Monday, May 07, 2012

Kush considerations . . .

INTER-PRESS-SERVICE is a quiet site that is devoted to “giving a voice to the voiceless”.  Since its inception, back in 1964, IPS proclaims that it has believed in the role of information as a precondition for lifting communities out of poverty and marginalization.

Well, Carey L. Biron has an interesting article, "Morality Versus Strategy in U.S. Tibet Policy". Tibet? Except for Richard Gere, nobody cares about Tibet anymore. The US government has been less than stand-up for the poor Dalai Lama, and now, other western countries are also becoming more distant.

"Tibet has been turned into a moral issue and been pushed to the sidelines," said Brahma Chellaney, an analyst at the Centre for Policy Research in New Delhi. "We need to take it back to centre stage and recognise that Tibet is tied to Asian and international security."

"We can't make progress if we treat Tibet as a moral rather than a strategic issue," agreed Michael J. Green, an adviser at the Center for Strategic and International Studies here in Washington.

The remarks came during a panel discussion on Capitol Hill organised by the Foreign Policy Initiative, a neoconservative think tank.

According to Green, the administration of President Barack Obama sees Tibet only through a moral lens, and thus is prone to making decisions in deference to the bilateral relationship with China.

He noted his disappointment in President Obama's public decision, in 2009, to delay meeting with the Dalai Lama, the Tibetan spiritual leader, and suggested that the decision had long-term implications for how other governments felt about dealing with Chinese anger over Tibet-related issues.

"When asked to meet with the Dalai Lama, the three previous U.S. presidents agreed to do so – that was the right direction," Green said. "After Obama's decision, however, the European Union countries started to get 'picked apart' by China."

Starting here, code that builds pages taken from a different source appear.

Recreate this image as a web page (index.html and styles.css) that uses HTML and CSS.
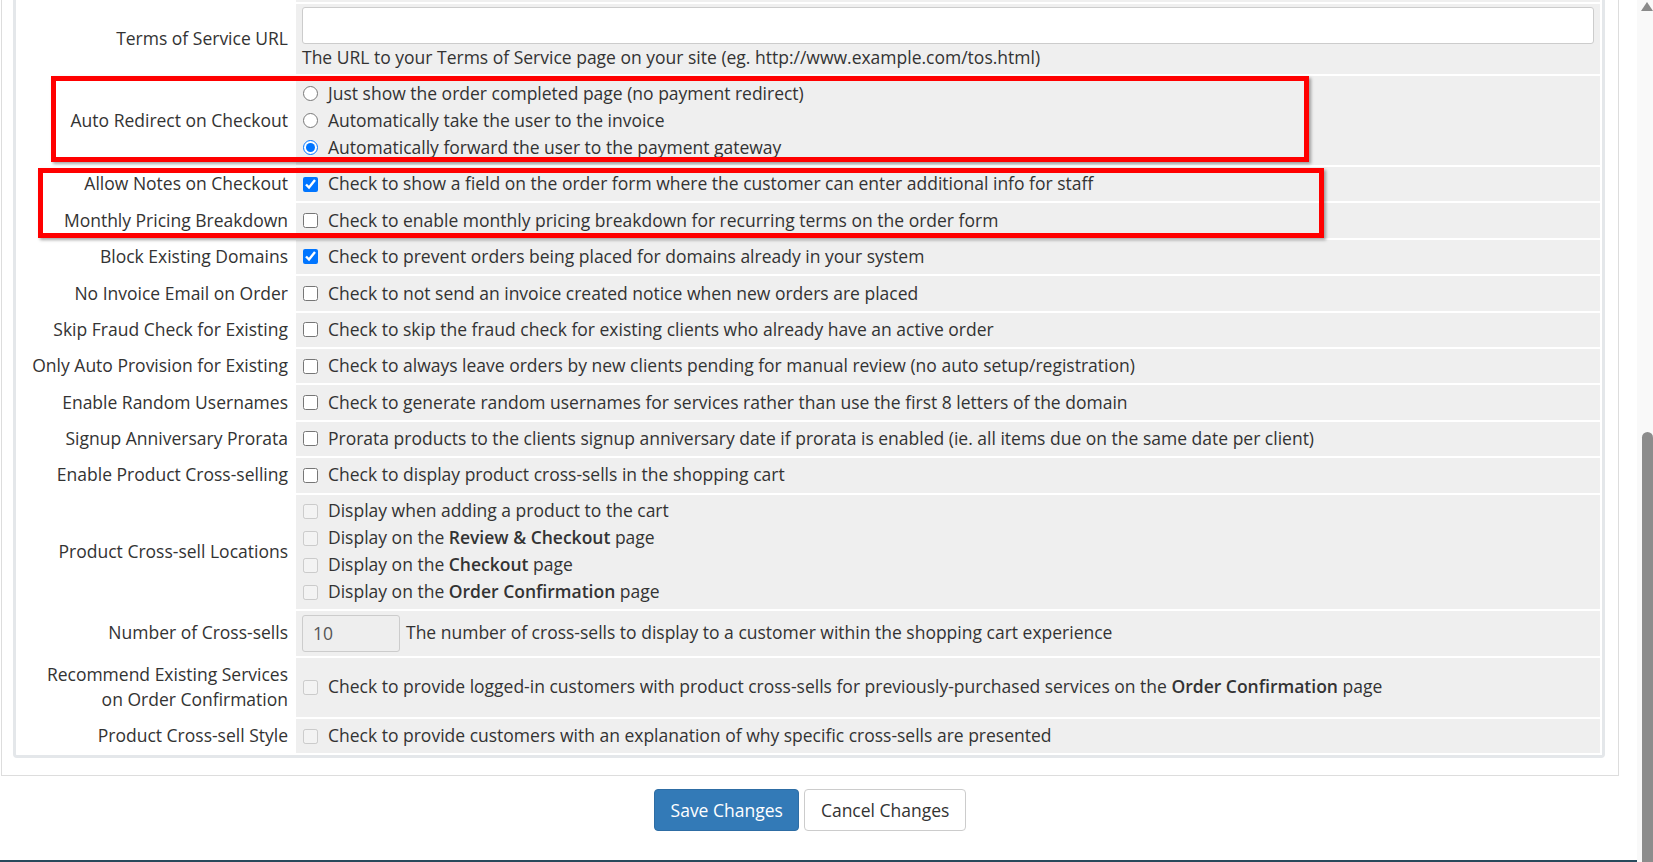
FILE: index.html
```html
<!DOCTYPE html>
<html lang="en">
<head>
    <meta charset="UTF-8">
    <meta name="viewport" content="width=device-width, initial-scale=1.0">
    <title>Ordering Settings</title>
    <link rel="stylesheet" href="styles.css">
</head>
<body>
<div class="viewport">
    <main class="content">
        <div class="panel">
            <div class="settings-box">
                <table class="form">
                    <!-- bottom edge of the row scrolled out of view -->
                    <tr class="cut"><td class="fieldlabel"></td><td class="fieldarea"></td></tr>

                    <tr>
                        <td class="fieldlabel">Terms of Service URL</td>
                        <td class="fieldarea">
                            <input type="text" class="text-input" value="">
                            <div class="help">The URL to your Terms of Service page on your site (eg. http://www.example.com/tos.html)</div>
                        </td>
                    </tr>
                    <tr>
                        <td class="fieldlabel">Auto Redirect on Checkout</td>
                        <td class="fieldarea list radios">
                            <label class="line"><input type="radio" name="redirect">Just show the order completed page (no payment redirect)</label>
                            <label class="line"><input type="radio" name="redirect">Automatically take the user to the invoice</label>
                            <label class="line"><input type="radio" name="redirect" checked>Automatically forward the user to the payment gateway</label>
                        </td>
                    </tr>
                    <tr>
                        <td class="fieldlabel">Allow Notes on Checkout</td>
                        <td class="fieldarea"><label class="line"><input type="checkbox" checked>Check to show a field on the order form where the customer can enter additional info for staff</label></td>
                    </tr>
                    <tr>
                        <td class="fieldlabel">Monthly Pricing Breakdown</td>
                        <td class="fieldarea"><label class="line"><input type="checkbox">Check to enable monthly pricing breakdown for recurring terms on the order form</label></td>
                    </tr>
                    <tr>
                        <td class="fieldlabel">Block Existing Domains</td>
                        <td class="fieldarea"><label class="line"><input type="checkbox" checked>Check to prevent orders being placed for domains already in your system</label></td>
                    </tr>
                    <tr>
                        <td class="fieldlabel">No Invoice Email on Order</td>
                        <td class="fieldarea"><label class="line"><input type="checkbox">Check to not send an invoice created notice when new orders are placed</label></td>
                    </tr>
                    <tr>
                        <td class="fieldlabel">Skip Fraud Check for Existing</td>
                        <td class="fieldarea"><label class="line"><input type="checkbox">Check to skip the fraud check for existing clients who already have an active order</label></td>
                    </tr>
                    <tr>
                        <td class="fieldlabel">Only Auto Provision for Existing</td>
                        <td class="fieldarea"><label class="line"><input type="checkbox">Check to always leave orders by new clients pending for manual review (no auto setup/registration)</label></td>
                    </tr>
                    <tr>
                        <td class="fieldlabel">Enable Random Usernames</td>
                        <td class="fieldarea"><label class="line"><input type="checkbox">Check to generate random usernames for services rather than use the first 8 letters of the domain</label></td>
                    </tr>
                    <tr>
                        <td class="fieldlabel">Signup Anniversary Prorata</td>
                        <td class="fieldarea"><label class="line"><input type="checkbox">Prorata products to the clients signup anniversary date if prorata is enabled (ie. all items due on the same date per client)</label></td>
                    </tr>
                    <tr>
                        <td class="fieldlabel">Enable Product Cross-selling</td>
                        <td class="fieldarea"><label class="line"><input type="checkbox">Check to display product cross-sells in the shopping cart</label></td>
                    </tr>
                    <tr>
                        <td class="fieldlabel">Product Cross-sell Locations</td>
                        <td class="fieldarea list">
                            <label class="line"><input type="checkbox" disabled>Display when adding a product to the cart</label>
                            <label class="line"><input type="checkbox" disabled><span>Display on the <b>Review &amp; Checkout</b> page</span></label>
                            <label class="line"><input type="checkbox" disabled><span>Display on the <b>Checkout</b> page</span></label>
                            <label class="line"><input type="checkbox" disabled><span>Display on the <b>Order Confirmation</b> page</span></label>
                        </td>
                    </tr>
                    <tr>
                        <td class="fieldlabel">Number of Cross-sells</td>
                        <td class="fieldarea tall">
                            <div class="line-input">
                                <input type="text" class="num-input" value="10" disabled>
                                <span>The number of cross-sells to display to a customer within the shopping cart experience</span>
                            </div>
                        </td>
                    </tr>
                    <tr class="two-line">
                        <td class="fieldlabel">Recommend Existing Services<br>on Order Confirmation</td>
                        <td class="fieldarea"><label class="line"><input type="checkbox" disabled><span>Check to provide logged-in customers with product cross-sells for previously-purchased services on the <b>Order Confirmation</b> page</span></label></td>
                    </tr>
                    <tr>
                        <td class="fieldlabel">Product Cross-sell Style</td>
                        <td class="fieldarea"><label class="line"><input type="checkbox" disabled>Check to provide customers with an explanation of why specific cross-sells are presented</label></td>
                    </tr>
                </table>
            </div>
        </div>

        <div class="btn-bar">
            <button type="submit" class="btn btn-primary">Save Changes</button>
            <button type="reset" class="btn btn-default">Cancel Changes</button>
        </div>

        <div class="footer-line"></div>
    </main>

    <div class="scrollbar">
        <span class="arrow-up"></span>
        <div class="thumb"></div>
    </div>
</div>

<!-- red highlight annotations drawn over the screenshot -->
<div class="mark mark-redirect"></div>
<div class="mark mark-notes"></div>
</body>
</html>
```

FILE: styles.css
```css
body {
    margin: 0;
    font-family: "Open Sans", "Liberation Sans", sans-serif;
    font-size: 17.5px;
    line-height: 25.7px;
    color: #333;
    background: #fff;
    overflow: hidden;
}

.viewport {
    display: flex;
    height: 862px;
}

.content {
    flex: 1;
    min-width: 0;
    display: flex;
    flex-direction: column;
}

/* outer panel, top scrolled off */
.panel {
    margin-left: 1px;
    width: 1618px;
    box-sizing: border-box;
    border: 1px solid #ddd;
    border-top: none;
    padding: 0 13px 17px 11px;
}

.settings-box {
    border: 3px solid #e4e7ea;
    border-top: none;
    border-radius: 0 0 4px 4px;
}

.form {
    width: 100%;
    table-layout: fixed;
    border-collapse: separate;
    border-spacing: 2px;
    margin-top: -2px;
}

.form td {
    padding: 3px 6px;
    vertical-align: middle;
}

.form .fieldlabel {
    width: 276px;
    box-sizing: border-box;
    text-align: right;
    white-space: nowrap;
    background: #fff;
}

.form .fieldarea {
    background: #efefef;
}

.form .fieldarea.radios {
    padding-top: 4px;
    padding-bottom: 4px;
}

.form .fieldarea.tall {
    padding-top: 4px;
    padding-bottom: 4px;
}

.form .two-line .fieldlabel {
    padding-top: 4px;
    padding-bottom: 4px;
}

.form .cut td {
    height: 2px;
    padding: 0;
}

.line {
    display: flex;
    align-items: center;
    height: 28.4px;
    white-space: nowrap;
}

.list .line {
    height: 27px;
}

.line input {
    width: 15px;
    height: 15px;
    margin: 0 10px 0 1px;
    flex: none;
}

.line b {
    font-weight: 600;
}

.text-input {
    display: block;
    width: 100%;
    height: 37px;
    box-sizing: border-box;
    margin: 0;
    border: 1px solid #ccc;
    border-radius: 3px;
    background: #fff;
}

.help {
    line-height: 27px;
}

.line-input {
    display: flex;
    align-items: center;
}

.num-input {
    width: 98px;
    height: 37px;
    box-sizing: border-box;
    margin: 0 6px 0 0;
    padding: 0 10px;
    border: 1px solid #ccc;
    border-radius: 3px;
    background: #eee;
    font-family: inherit;
    font-size: 17.5px;
    color: #555;
}

/* buttons */
.btn-bar {
    width: 1620px;
    display: flex;
    justify-content: center;
    gap: 5px;
    margin-top: 13px;
}

.btn {
    height: 42px;
    padding: 0 15.5px;
    font-family: inherit;
    font-size: 17.5px;
    border-radius: 4px;
    border: 1px solid transparent;
    cursor: pointer;
}

.btn-primary {
    background-color: #337ab7;
    border-color: #2e6da4;
    color: #fff;
}

.btn-default {
    background-color: #fff;
    border-color: #ccc;
    color: #333;
}

.footer-line {
    margin-top: auto;
    height: 2px;
    background: #284a5c;
}

/* fake scrollbar */
.scrollbar {
    width: 16px;
    background: #f9f9f9;
    display: flex;
    flex-direction: column;
    align-items: flex-end;
}

.arrow-up {
    margin: 2px 0 0;
    width: 0;
    height: 0;
    border-left: 6px solid transparent;
    border-right: 6px solid transparent;
    border-bottom: 9px solid #8a8a8a;
}

.thumb {
    margin-top: 421px;
    width: 11px;
    flex: 1;
    background: #8c8c8c;
    border-radius: 6px 6px 0 0;
}

/* annotation boxes */
.mark {
    position: absolute;
    box-sizing: border-box;
    border: 5px solid #ff0000;
    box-shadow: 2px 2px 3px rgba(0, 0, 0, 0.35);
}

.mark-redirect {
    left: 51px;
    top: 76px;
    width: 1258px;
    height: 86px;
}

.mark-notes {
    left: 38px;
    top: 168px;
    width: 1286px;
    height: 70px;
}
```
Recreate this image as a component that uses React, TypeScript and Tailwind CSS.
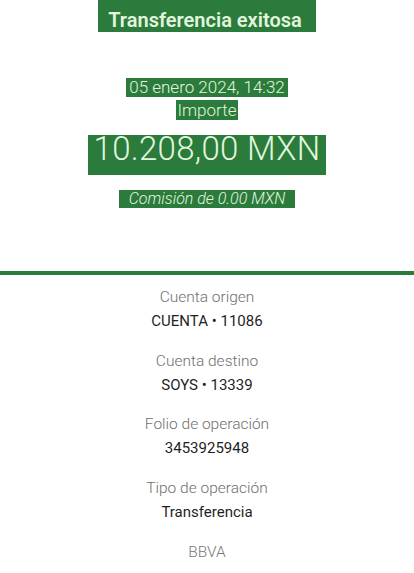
import React from 'react';

const rows = [
  { label: 'Cuenta origen', value: 'CUENTA • 11086' },
  { label: 'Cuenta destino', value: 'SOYS • 13339' },
  { label: 'Folio de operación', value: '3453925948' },
  { label: 'Tipo de operación', value: 'Transferencia' },
];

export default function App() {
  return (
    <div className="w-[414px] h-[573px] bg-white overflow-hidden font-['Roboto',sans-serif]">
      {/* Header */}
      <div className="h-[271px] flex flex-col items-center text-[#e2f6de]">
        <h1 className="h-[32px] pl-[10px] pr-[14px] pt-[9px] bg-[#2a7b3c] text-[20px] font-semibold leading-[22px]">
          Transferencia exitosa
        </h1>
        <p className="mt-[46px] px-[3px] bg-[#2a7b3c] text-[17px] font-light leading-[19px]">
          05 enero 2024, 14:32
        </p>
        <p className="mt-[3px] px-[2px] bg-[#2a7b3c] text-[17px] font-light leading-[20px]">Importe</p>
        <p className="mt-[15px] h-[40px] px-[6px] bg-[#2a7b3c] text-[33px] font-light leading-[28px] tracking-[0.3px]">
          10.208,00 MXN
        </p>
        <p className="mt-[15px] px-[10px] bg-[#2a7b3c] text-[16px] font-light italic leading-[18px]">
          Comisión de 0.00 MXN
        </p>
      </div>
      <div className="h-[4px] bg-[#2a7b3c]" />

      {/* Details */}
      <div className="flex flex-col items-center pt-[12px]">
        {rows.map((r) => (
          <div key={r.label} className="flex flex-col items-center h-[63.5px]">
            <span className="text-[15.5px] font-light text-[#6f6f6f] leading-[20px]">{r.label}</span>
            <span className="mt-[4px] text-[15px] text-[#1f1f1f] leading-[20px]">{r.value}</span>
          </div>
        ))}
        <span className="mt-[1px] text-[15.5px] font-light text-[#7a7a7a] leading-[20px]">BBVA</span>
      </div>
    </div>
  );
}
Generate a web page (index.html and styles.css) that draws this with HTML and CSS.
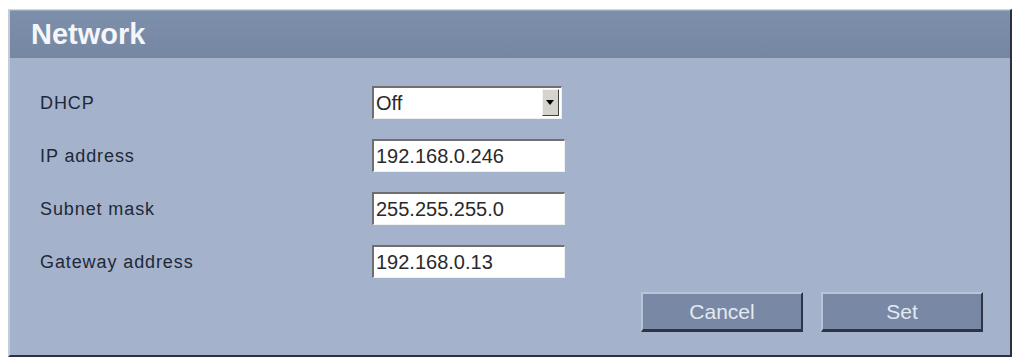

So, that's too bad. Why should you care? Well, it's like this: there is an ever-growing awareness in India that the Chinese are dangerous imperialists, and that besides Tibet, Nepal and other areas of Himalayan real estate may be threatened, and both countries have nukes and delivery systems and aggressive general staffs and rapidly growing budgets.

"We can't rule out that Tibet will be the next Asian battlefield," Mansingh warned. "There is a growing sense that relations between India and China are not getting better."

For the Indian government, Mansingh said, of the seven most pressing issues of concern between India and China, five are in Tibet.

"First and foremost are territorial disputes," he said. "Currently, there are 4,000-plus kilometres of unsettled border issues, on which there are no solutions in sight. These negotiations have been going on for 60 years and are currently going nowhere. That's worrying."

According to Chellaney, such tensions could be exacerbated by what some suggest is increasing belligerency on the part of the Chinese military, the People's Liberation Army (PLA). In the future, he suggests, the military could be calling more of the shots.

"PLA generals have been increasingly public about their own role," Chellaney said, pointing to a recent series of articles in the press written by serving army officers "calling for discipline" on the part of the ruling Communist Party of China "and alluding to the military's role in ensuring that discipline".


So, lots of ways that the Strontium levels in milk could climb in the near future.